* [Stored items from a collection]
— start —

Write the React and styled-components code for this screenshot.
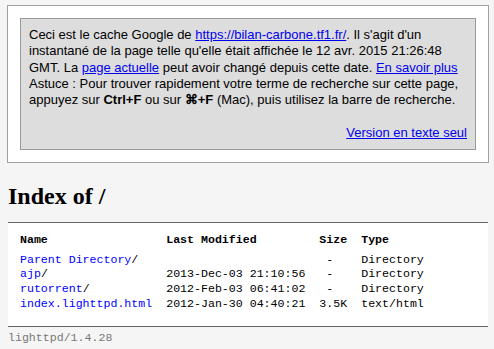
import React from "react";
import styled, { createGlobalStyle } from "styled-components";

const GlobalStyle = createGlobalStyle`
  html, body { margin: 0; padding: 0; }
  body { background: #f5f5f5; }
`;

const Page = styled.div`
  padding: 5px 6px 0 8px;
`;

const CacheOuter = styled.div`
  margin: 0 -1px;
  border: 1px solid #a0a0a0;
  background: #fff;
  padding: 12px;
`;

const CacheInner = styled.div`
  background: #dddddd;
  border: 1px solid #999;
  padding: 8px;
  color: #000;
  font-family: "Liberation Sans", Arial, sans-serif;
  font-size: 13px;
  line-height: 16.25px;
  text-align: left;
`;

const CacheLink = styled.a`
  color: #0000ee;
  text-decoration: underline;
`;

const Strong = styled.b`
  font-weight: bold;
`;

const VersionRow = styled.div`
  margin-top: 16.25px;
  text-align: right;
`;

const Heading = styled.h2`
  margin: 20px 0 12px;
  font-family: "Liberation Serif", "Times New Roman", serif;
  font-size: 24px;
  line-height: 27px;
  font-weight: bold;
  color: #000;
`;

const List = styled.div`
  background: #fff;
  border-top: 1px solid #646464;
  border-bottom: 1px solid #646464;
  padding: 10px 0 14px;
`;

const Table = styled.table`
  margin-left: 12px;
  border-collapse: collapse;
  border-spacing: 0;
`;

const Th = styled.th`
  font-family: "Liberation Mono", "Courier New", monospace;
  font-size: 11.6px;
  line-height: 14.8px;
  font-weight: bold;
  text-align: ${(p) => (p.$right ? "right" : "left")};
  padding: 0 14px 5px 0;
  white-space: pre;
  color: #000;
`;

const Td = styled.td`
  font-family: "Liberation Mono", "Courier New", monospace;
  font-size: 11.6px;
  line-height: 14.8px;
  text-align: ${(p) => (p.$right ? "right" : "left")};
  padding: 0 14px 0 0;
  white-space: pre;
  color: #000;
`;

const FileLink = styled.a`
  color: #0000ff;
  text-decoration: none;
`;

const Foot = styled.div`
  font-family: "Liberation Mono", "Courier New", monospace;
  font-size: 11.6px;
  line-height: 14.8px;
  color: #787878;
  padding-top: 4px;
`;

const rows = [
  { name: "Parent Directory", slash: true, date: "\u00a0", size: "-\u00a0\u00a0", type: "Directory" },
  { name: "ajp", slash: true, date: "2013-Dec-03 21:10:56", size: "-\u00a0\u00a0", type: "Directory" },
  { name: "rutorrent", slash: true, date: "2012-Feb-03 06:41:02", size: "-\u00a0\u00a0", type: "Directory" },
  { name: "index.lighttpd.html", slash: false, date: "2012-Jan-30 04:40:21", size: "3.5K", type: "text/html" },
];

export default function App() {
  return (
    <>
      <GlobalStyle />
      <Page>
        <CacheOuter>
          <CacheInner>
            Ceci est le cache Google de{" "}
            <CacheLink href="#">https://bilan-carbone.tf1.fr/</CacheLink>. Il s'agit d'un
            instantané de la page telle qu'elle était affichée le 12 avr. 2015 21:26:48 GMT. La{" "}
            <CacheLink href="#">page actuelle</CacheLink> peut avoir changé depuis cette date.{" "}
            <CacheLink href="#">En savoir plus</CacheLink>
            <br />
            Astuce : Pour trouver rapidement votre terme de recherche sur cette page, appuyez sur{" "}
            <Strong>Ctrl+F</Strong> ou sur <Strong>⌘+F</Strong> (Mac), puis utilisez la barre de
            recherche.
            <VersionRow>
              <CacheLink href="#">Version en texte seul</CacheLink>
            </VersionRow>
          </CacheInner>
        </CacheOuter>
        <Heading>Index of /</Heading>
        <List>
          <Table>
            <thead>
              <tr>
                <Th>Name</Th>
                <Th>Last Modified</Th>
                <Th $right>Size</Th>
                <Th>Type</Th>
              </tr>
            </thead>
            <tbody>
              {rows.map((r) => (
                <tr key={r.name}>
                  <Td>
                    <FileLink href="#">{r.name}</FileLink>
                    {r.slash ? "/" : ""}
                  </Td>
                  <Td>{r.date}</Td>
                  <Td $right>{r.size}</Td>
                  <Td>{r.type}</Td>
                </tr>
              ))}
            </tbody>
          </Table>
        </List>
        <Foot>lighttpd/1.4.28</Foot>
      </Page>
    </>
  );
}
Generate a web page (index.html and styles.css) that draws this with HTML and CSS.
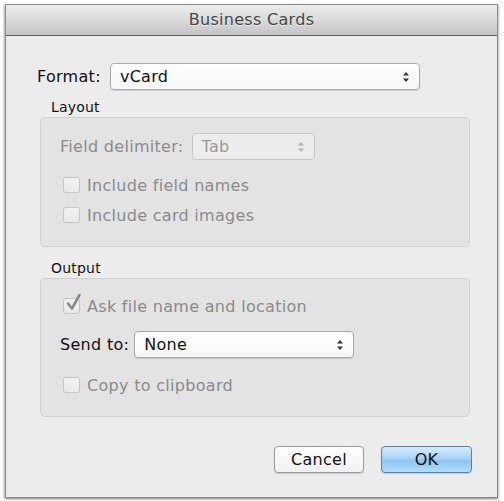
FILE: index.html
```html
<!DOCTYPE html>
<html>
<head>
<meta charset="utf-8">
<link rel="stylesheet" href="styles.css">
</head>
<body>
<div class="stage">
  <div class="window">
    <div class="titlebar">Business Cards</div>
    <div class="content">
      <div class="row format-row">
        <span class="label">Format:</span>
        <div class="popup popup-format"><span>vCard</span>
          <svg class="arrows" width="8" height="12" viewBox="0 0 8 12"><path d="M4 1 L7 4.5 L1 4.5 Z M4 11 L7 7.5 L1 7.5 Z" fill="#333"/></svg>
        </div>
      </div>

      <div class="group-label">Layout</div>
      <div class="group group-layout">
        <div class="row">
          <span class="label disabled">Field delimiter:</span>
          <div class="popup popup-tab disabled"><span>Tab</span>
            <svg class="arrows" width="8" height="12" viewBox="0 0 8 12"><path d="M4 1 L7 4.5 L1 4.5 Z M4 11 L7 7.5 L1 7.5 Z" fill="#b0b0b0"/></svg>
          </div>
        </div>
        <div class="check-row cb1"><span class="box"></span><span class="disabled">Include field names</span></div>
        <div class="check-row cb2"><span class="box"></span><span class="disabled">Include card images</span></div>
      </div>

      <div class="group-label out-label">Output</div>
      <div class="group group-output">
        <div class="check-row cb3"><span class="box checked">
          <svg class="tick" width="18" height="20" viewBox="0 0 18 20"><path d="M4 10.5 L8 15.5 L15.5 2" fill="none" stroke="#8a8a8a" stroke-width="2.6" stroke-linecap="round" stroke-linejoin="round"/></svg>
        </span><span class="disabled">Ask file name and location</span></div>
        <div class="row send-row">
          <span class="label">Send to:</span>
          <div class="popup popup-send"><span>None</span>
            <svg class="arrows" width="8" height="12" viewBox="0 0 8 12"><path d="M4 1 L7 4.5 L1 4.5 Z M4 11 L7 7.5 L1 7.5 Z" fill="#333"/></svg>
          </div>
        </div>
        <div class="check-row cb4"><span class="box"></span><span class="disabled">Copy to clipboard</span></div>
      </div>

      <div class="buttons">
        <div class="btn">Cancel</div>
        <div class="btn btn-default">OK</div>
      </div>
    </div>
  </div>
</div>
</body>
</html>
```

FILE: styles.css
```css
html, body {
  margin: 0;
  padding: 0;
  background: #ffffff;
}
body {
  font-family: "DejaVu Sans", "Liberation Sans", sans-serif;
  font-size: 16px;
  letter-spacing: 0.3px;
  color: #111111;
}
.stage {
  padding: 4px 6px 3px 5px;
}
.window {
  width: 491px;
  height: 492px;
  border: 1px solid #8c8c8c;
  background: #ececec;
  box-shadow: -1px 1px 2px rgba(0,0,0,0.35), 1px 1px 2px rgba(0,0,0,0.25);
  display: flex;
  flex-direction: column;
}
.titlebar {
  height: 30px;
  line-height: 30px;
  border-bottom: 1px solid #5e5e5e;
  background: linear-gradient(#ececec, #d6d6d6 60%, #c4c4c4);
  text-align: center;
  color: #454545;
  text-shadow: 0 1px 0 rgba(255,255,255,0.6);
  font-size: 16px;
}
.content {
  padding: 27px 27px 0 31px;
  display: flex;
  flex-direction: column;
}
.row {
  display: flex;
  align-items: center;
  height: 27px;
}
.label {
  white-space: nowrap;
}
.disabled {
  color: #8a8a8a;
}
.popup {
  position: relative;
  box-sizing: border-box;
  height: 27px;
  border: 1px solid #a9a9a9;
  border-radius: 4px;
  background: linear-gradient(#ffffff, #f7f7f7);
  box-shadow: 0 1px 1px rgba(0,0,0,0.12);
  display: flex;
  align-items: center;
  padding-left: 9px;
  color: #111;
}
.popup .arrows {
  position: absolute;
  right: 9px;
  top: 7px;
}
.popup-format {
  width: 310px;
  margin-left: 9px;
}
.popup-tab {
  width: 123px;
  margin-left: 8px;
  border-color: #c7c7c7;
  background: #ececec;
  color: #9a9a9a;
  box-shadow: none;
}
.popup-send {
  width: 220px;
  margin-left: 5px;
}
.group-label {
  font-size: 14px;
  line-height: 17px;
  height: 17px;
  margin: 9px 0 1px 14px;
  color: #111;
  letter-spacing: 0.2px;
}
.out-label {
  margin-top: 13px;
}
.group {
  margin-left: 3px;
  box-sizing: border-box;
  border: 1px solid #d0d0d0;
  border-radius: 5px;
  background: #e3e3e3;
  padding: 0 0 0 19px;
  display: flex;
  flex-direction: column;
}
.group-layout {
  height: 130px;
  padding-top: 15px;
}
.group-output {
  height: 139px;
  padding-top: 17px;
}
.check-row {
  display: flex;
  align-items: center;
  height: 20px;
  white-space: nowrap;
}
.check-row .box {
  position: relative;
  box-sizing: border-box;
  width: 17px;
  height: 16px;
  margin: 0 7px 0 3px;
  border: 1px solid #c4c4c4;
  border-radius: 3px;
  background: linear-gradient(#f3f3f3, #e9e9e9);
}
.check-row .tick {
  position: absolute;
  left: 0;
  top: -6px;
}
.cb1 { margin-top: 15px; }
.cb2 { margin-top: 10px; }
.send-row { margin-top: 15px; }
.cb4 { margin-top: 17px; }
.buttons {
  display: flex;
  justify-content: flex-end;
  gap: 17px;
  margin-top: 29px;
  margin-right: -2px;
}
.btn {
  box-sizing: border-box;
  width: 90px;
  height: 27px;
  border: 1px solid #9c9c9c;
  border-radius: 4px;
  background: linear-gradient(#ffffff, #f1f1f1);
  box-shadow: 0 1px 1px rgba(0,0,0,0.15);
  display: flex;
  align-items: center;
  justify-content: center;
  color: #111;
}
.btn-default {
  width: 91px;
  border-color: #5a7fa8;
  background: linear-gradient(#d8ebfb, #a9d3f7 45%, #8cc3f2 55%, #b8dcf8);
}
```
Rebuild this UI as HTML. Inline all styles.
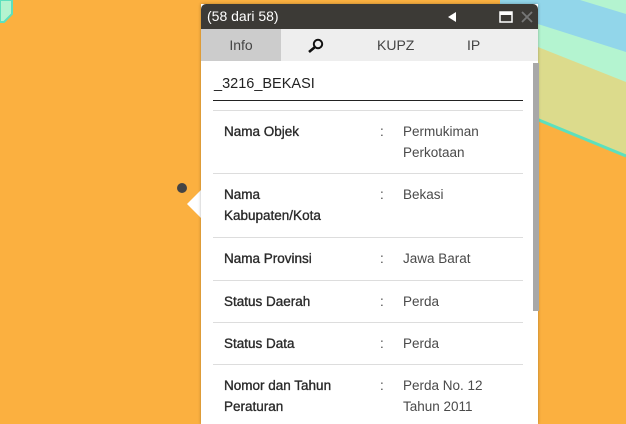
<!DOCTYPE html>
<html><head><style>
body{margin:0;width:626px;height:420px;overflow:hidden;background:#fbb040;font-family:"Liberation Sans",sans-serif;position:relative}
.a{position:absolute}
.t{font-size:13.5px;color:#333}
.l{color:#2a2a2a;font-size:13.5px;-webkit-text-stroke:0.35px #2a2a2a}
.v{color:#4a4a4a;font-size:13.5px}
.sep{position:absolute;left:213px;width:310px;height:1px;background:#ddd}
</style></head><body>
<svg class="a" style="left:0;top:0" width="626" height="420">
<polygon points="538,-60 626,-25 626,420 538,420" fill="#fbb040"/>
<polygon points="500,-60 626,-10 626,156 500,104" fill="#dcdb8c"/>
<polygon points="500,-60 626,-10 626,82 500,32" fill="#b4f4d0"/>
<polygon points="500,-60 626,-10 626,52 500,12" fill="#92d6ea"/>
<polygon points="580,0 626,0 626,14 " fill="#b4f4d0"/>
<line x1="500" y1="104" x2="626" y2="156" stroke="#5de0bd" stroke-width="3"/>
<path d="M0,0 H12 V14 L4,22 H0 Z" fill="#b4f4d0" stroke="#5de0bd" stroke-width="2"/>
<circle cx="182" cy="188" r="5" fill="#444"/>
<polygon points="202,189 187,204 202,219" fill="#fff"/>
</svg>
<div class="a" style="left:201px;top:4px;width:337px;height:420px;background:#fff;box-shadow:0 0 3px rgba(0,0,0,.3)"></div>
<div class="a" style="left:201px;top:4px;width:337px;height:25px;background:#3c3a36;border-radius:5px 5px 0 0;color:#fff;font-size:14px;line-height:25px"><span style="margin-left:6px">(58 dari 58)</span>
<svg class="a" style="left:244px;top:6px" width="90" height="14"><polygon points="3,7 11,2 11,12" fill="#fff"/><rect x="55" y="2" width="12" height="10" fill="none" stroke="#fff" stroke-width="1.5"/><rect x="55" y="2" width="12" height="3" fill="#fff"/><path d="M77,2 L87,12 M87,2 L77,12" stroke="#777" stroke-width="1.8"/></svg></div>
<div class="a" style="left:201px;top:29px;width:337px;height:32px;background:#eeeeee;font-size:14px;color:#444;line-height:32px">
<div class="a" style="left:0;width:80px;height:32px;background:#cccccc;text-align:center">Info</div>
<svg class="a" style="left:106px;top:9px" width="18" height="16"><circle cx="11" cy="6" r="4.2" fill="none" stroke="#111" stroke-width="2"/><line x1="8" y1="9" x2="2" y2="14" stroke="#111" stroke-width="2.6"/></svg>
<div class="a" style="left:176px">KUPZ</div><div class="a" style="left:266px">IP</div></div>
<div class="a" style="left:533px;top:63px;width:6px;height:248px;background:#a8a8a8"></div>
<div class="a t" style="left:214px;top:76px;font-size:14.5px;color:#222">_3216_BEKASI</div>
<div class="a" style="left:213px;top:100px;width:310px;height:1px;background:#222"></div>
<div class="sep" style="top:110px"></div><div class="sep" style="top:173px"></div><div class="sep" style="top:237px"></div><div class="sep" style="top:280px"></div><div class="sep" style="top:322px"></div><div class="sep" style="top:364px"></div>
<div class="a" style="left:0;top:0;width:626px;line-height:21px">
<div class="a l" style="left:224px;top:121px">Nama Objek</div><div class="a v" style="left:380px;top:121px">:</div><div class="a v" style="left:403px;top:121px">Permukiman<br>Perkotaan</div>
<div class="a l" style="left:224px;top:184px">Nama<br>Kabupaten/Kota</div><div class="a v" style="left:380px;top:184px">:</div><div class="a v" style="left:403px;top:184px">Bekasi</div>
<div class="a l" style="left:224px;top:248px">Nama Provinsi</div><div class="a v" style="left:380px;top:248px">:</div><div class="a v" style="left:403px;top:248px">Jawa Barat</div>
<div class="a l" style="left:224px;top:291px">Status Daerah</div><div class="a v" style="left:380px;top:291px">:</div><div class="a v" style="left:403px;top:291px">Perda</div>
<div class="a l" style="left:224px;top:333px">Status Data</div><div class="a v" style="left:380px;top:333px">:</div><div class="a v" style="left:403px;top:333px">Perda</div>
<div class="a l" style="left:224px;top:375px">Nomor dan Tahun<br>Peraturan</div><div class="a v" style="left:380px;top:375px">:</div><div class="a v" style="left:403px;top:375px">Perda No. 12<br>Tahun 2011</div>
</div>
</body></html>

— end —

* [SHORT PROBLEM]
Among the records above, find each line holding the string "React" and pull it out.

* [TASK SOLUTION]
Write the React and styled-components code for this screenshot.
import React from "react";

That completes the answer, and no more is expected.